== REQUIREMENTS ==
Reproduce exactly the lines below, from the first one through the line containing "Z poważaniem", and omit any pictures.

== INFORMATION SUPPLIED ==
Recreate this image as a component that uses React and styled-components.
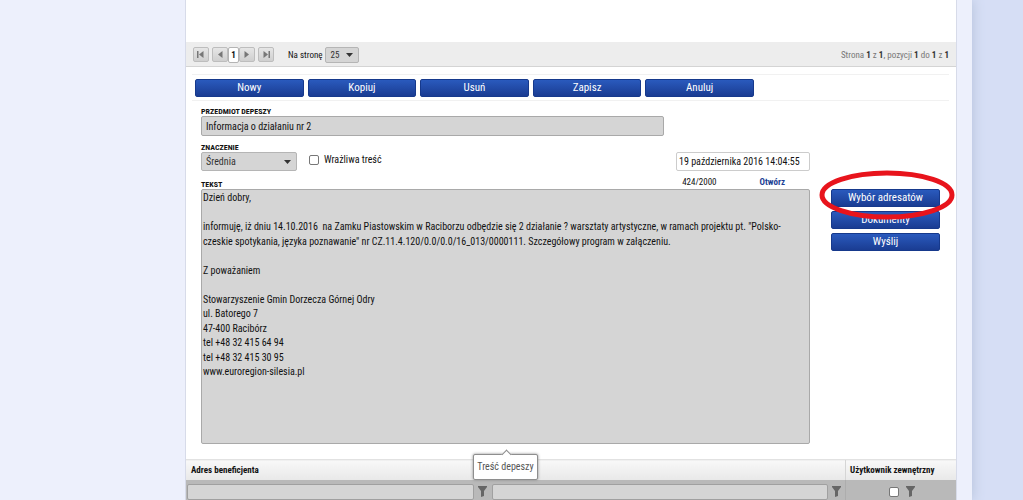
import React from 'react';
import styled, { createGlobalStyle } from 'styled-components';

const colors = {
  page: '#edf0fc',
  outer: '#d6def5',
  panel: '#ffffff',
  bar: '#ededed',
  field: '#d5d5d5',
  fieldBorder: '#a9a9a9',
  text: '#111111',
  muted: '#777777',
  link: '#1c3f94',
  mark: '#e8141c',
};

const message = `Dzień dobry,

informuję, iż dniu 14.10.2016  na Zamku Piastowskim w Raciborzu odbędzie się 2 działanie ? warsztaty artystyczne, w ramach projektu pt. "Polsko-
czeskie spotykania, języka poznawanie" nr CZ.11.4.120/0.0/0.0/16_013/0000111. Szczegółowy program w załączeniu.

Z poważaniem

Stowarzyszenie Gmin Dorzecza Górnej Odry
ul. Batorego 7
47-400 Racibórz
tel +48 32 415 64 94
tel +48 32 415 30 95
www.euroregion-silesia.pl`;

const GlobalStyle = createGlobalStyle`
  * {
    box-sizing: border-box;
  }

  body {
    margin: 0;
    background: ${colors.outer};
    color: ${colors.text};
    font: 10px/14px 'Roboto Condensed', 'Liberation Sans Narrow', Roboto, sans-serif;
  }

  button, input, select, textarea {
    margin: 0;
    font: inherit;
    color: inherit;
  }
`;

const Page = styled.div`
  display: flex;
  min-height: 100vh;
  overflow: hidden;
  max-height: 100vh;
  margin-right: 51px;
  padding: 0 15px 0 185px;
  background: ${colors.page};
  box-shadow: 0 0 12px #b3c0d8;
`;

const Panel = styled.main`
  flex: 1;
  min-width: 0;
  border: 1px solid #d7dbe9;
  border-width: 0 1px;
  background: ${colors.panel};
`;

const Pager = styled.nav`
  display: flex;
  align-items: center;
  margin-top: 42px;
  height: 25px;
  padding: 1px 7px 0;
  border-bottom: 1px solid #d4d4d4;
  background: ${colors.bar};
  font-size: 9px;
`;

const PagerButton = styled.button`
  display: flex;
  align-items: center;
  justify-content: center;
  width: 16px;
  height: 15px;
  margin-right: ${({ $gap }) => $gap || 0}px;
  padding: 0;
  border: 1px solid #bdbdbd;
  border-radius: 2px;
  background: linear-gradient(#e6e6e6, #cfcfcf);
`;

const CurrentPage = styled.span`
  width: 11px;
  border: 1px solid #b4b4b4;
  border-radius: 2px;
  background: #fff;
  font-weight: bold;
  text-align: center;
`;

const PageSize = styled.label`
  display: flex;
  align-items: center;
  gap: 3px;
  margin-left: 14px;
`;

const SelectBox = styled.span`
  display: grid;
  align-items: center;
  width: ${({ $width }) => $width}px;

  > * {
    grid-area: 1 / 1;
  }

  > svg {
    justify-self: end;
    margin-right: 6px;
    pointer-events: none;
  }
`;

const Select = styled.select`
  width: 100%;
  height: ${({ $height }) => $height}px;
  padding: 0 4px;
  border: 1px solid #b5b5b5;
  border-radius: 2px;
  background: ${colors.field};
  color: #333;
  appearance: none;
`;

const Summary = styled.span`
  margin-left: auto;
  color: ${colors.muted};

  b {
    color: #333;
  }
`;

const Toolbar = styled.div`
  margin: 7px 7px 0 6px;
  padding: 4px 3px 3px;
  border: 1px solid #f1f1f1;
  border-width: 1px 0;
`;

const ToolbarButtons = styled.div`
  display: flex;
  gap: 4px;
  max-width: 559px;
`;

const Button = styled.button`
  flex: 1;
  height: 18px;
  padding: 0;
  border: 1px solid #16398c;
  border-radius: 2px;
  background: linear-gradient(#2a5abd, #1a3c92);
  color: #fff;
  font-size: 11px;
  line-height: 16px;
`;

const Form = styled.form`
  display: flex;
  gap: 21px;
  padding: 6px 16px 15px 15px;
`;

const Fields = styled.div`
  flex: 1;
  min-width: 0;
`;

const Label = styled.label`
  display: block;
  font-size: 8px;
  font-weight: bold;
  line-height: 9px;
  text-transform: uppercase;
`;

const Subject = styled.input`
  display: block;
  width: 76%;
  height: 20px;
  padding: 0 4px;
  border: 1px solid ${colors.fieldBorder};
  border-radius: 2px;
  background: ${colors.field};
`;

const Options = styled.div`
  display: flex;
  align-items: end;
  margin-top: 7px;
`;

const CheckLabel = styled.label`
  display: flex;
  align-items: center;
  gap: 5px;
  margin: 0 0 4px 12px;
`;

const Checkbox = styled.input`
  width: 10px;
  height: 10px;
  border: 1px solid #777;
  border-radius: 2px;
  background: #fff;
  appearance: none;
`;

const DateInput = styled.input`
  width: 134px;
  height: 19px;
  margin-left: auto;
  padding: 0 2px;
  border: 1px solid #ccc;
  border-radius: 2px;
  background: #fff;
`;

const TextHead = styled.div`
  display: flex;
  align-items: end;
  height: 18px;
  font-size: 9px;
`;

const Counter = styled.span`
  margin-left: auto;
`;

const OpenLink = styled.a`
  margin: 0 25px 0 43px;
  color: ${colors.link};
  font-weight: bold;
  text-decoration: none;
`;

const TextArea = styled.textarea`
  display: block;
  width: 100%;
  height: 255px;
  padding: 1px;
  border: 1px solid ${colors.fieldBorder};
  border-radius: 2px;
  background: ${colors.field};
  line-height: 1.45;
  resize: none;
`;

const Actions = styled.div`
  position: relative;
  display: grid;
  grid-auto-rows: 18px;
  gap: 4px;
  align-content: start;
  width: 109px;
  padding-top: 82px;
`;

const Highlight = styled.svg`
  position: absolute;
  top: 62px;
  left: -12px;
  pointer-events: none;
`;

const Table = styled.table`
  width: 100%;
  border-collapse: collapse;
  table-layout: fixed;
`;

const HeadCell = styled.th`
  position: relative;
  width: ${({ $width }) => $width || 'auto'};
  height: 20px;
  padding: 0 5px;
  border-top: 1px solid #e2e2e2;
  background: linear-gradient(#f8f8f8, #e8e8e8);
  box-shadow: ${({ $divider }) => ($divider ? 'inset 1px 0 #d5d5d5' : 'none')};
  font-size: 9px;
  text-align: left;
`;

const FilterCell = styled.td`
  height: 24px;
  padding: 2px 4px 2px 1px;
  background: #b9b9b9;
  box-shadow: ${({ $divider }) => ($divider ? 'inset 1px 0 #adadad' : 'none')};
`;

const Filter = styled.div`
  display: flex;
  align-items: center;
  justify-content: center;
  gap: ${({ $gap }) => $gap}px;
  padding-left: ${({ $indent }) => $indent || 0}px;
`;

const FilterInput = styled.input`
  flex: 1;
  min-width: 0;
  height: 16px;
  border: 1px solid #a0a0a0;
  border-radius: 2px;
  background: ${colors.field};
`;

const FilterButton = styled.button`
  display: flex;
  padding: 0;
  border: 0;
  background: none;
`;

const Tooltip = styled.div`
  position: absolute;
  top: -6px;
  left: -18px;
  width: 65px;
  padding: 5px 0;
  border: 1px solid #8e8e8e;
  border-radius: 2px;
  background: #fff;
  box-shadow: 0 0 3px #888;
  color: #555;
  font-size: 10px;
  font-weight: normal;
  text-align: center;

  &::before {
    position: absolute;
    top: -4px;
    left: 29px;
    width: 6px;
    height: 6px;
    border: 1px solid #8e8e8e;
    border-width: 1px 0 0 1px;
    background: #fff;
    content: '';
    transform: rotate(45deg);
  }
`;

const Arrow = () => (
  <svg width="7" height="4" viewBox="0 0 7 4" aria-hidden="true">
    <path d="M0 0h7L3.5 4z" fill="#333" />
  </svg>
);

const PagerIcon = ({ forward, edge }) => (
  <svg width="8" height="7" viewBox="0 0 8 7" fill="#777" aria-hidden="true">
    <g transform={forward ? 'rotate(180 4 3.5)' : undefined}>
      <path d="M6.5 0v7L2 3.5z" />
      {edge && <path d="M0 0h1.5v7H0z" />}
    </g>
  </svg>
);

const FilterIcon = () => (
  <svg width="9" height="11" viewBox="0 0 9 11" aria-hidden="true">
    <path d="M0 0h9v1L6 5v5L3 11V5L0 1z" fill="#666" />
  </svg>
);

const App = () => (
  <>
    <GlobalStyle />
    <Page>
      <Panel>
        <Pager aria-label="Strony">
          <PagerButton type="button" aria-label="Pierwsza" $gap={3}>
            <PagerIcon edge />
          </PagerButton>
          <PagerButton type="button" aria-label="Poprzednia">
            <PagerIcon />
          </PagerButton>
          <CurrentPage>1</CurrentPage>
          <PagerButton type="button" aria-label="Następna" $gap={3}>
            <PagerIcon forward />
          </PagerButton>
          <PagerButton type="button" aria-label="Ostatnia">
            <PagerIcon forward edge />
          </PagerButton>
          <PageSize>
            Na stronę
            <SelectBox $width={34}>
              <Select $height={16} defaultValue="25">
                <option>25</option>
              </Select>
              <Arrow />
            </SelectBox>
          </PageSize>
          <Summary>
            Strona <b>1</b> z <b>1</b>, pozycji <b>1</b> do <b>1</b> z <b>1</b>
          </Summary>
        </Pager>
        <Toolbar>
          <ToolbarButtons>
            {['Nowy', 'Kopiuj', 'Usuń', 'Zapisz', 'Anuluj'].map(name => (
              <Button key={name} type="button">
                {name}
              </Button>
            ))}
          </ToolbarButtons>
        </Toolbar>
        <Form>
          <Fields>
            <Label htmlFor="subject">Przedmiot depeszy</Label>
            <Subject id="subject" defaultValue="Informacja o działaniu nr 2" />
            <Options>
              <div>
                <Label htmlFor="priority">Znaczenie</Label>
                <SelectBox $width={96}>
                  <Select id="priority" $height={19} defaultValue="Średnia">
                    <option>Średnia</option>
                  </Select>
                  <Arrow />
                </SelectBox>
              </div>
              <CheckLabel>
                <Checkbox type="checkbox" />
                Wrażliwa treść
              </CheckLabel>
              <DateInput
                aria-label="Data"
                defaultValue="19 października 2016 14:04:55"
              />
            </Options>
            <TextHead>
              <Label htmlFor="text">Tekst</Label>
              <Counter>424/2000</Counter>
              <OpenLink href="#text">Otwórz</OpenLink>
            </TextHead>
            <TextArea id="text" defaultValue={message} />
          </Fields>
          <Actions>
            <Button type="button">Wybór adresatów</Button>
            <Button type="button">Dokumenty</Button>
            <Button type="button">Wyślij</Button>
            <Highlight width="136" height="52" viewBox="0 0 136 52">
              <ellipse
                cx="68"
                cy="26"
                rx="65"
                ry="22"
                fill="none"
                stroke={colors.mark}
                strokeWidth="5"
              />
            </Highlight>
          </Actions>
        </Form>
        <Table>
          <thead>
            <tr>
              <HeadCell $width="305px">Adres beneficjenta</HeadCell>
              <HeadCell>
                <Tooltip role="tooltip">Treść depeszy</Tooltip>
              </HeadCell>
              <HeadCell $width="111px" $divider>
                Użytkownik zewnętrzny
              </HeadCell>
            </tr>
          </thead>
          <tbody>
            <tr>
              <FilterCell>
                <Filter $gap={4}>
                  <FilterInput aria-label="Adres beneficjenta" />
                  <FilterButton type="button" aria-label="Filtruj adres">
                    <FilterIcon />
                  </FilterButton>
                </Filter>
              </FilterCell>
              <FilterCell>
                <Filter $gap={4}>
                  <FilterInput aria-label="Nazwa" />
                  <FilterButton type="button" aria-label="Filtruj nazwę">
                    <FilterIcon />
                  </FilterButton>
                </Filter>
              </FilterCell>
              <FilterCell $divider>
                <Filter $gap={7} $indent={6}>
                  <Checkbox type="checkbox" aria-label="Użytkownik zewnętrzny" />
                  <FilterButton type="button" aria-label="Filtruj użytkowników">
                    <FilterIcon />
                  </FilterButton>
                </Filter>
              </FilterCell>
            </tr>
          </tbody>
        </Table>
      </Panel>
    </Page>
  </>
);

export default App;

== RESPONSE ==
Recreate this image as a component that uses React and styled-components.
import React from 'react';
import styled, { createGlobalStyle } from 'styled-components';

const colors = {
  page: '#edf0fc',
  outer: '#d6def5',
  panel: '#ffffff',
  bar: '#ededed',
  field: '#d5d5d5',
  fieldBorder: '#a9a9a9',
  text: '#111111',
  muted: '#777777',
  link: '#1c3f94',
  mark: '#e8141c',
};

const message = `Dzień dobry,

informuję, iż dniu 14.10.2016  na Zamku Piastowskim w Raciborzu odbędzie się 2 działanie ? warsztaty artystyczne, w ramach projektu pt. "Polsko-
czeskie spotykania, języka poznawanie" nr CZ.11.4.120/0.0/0.0/16_013/0000111. Szczegółowy program w załączeniu.

Z poważaniem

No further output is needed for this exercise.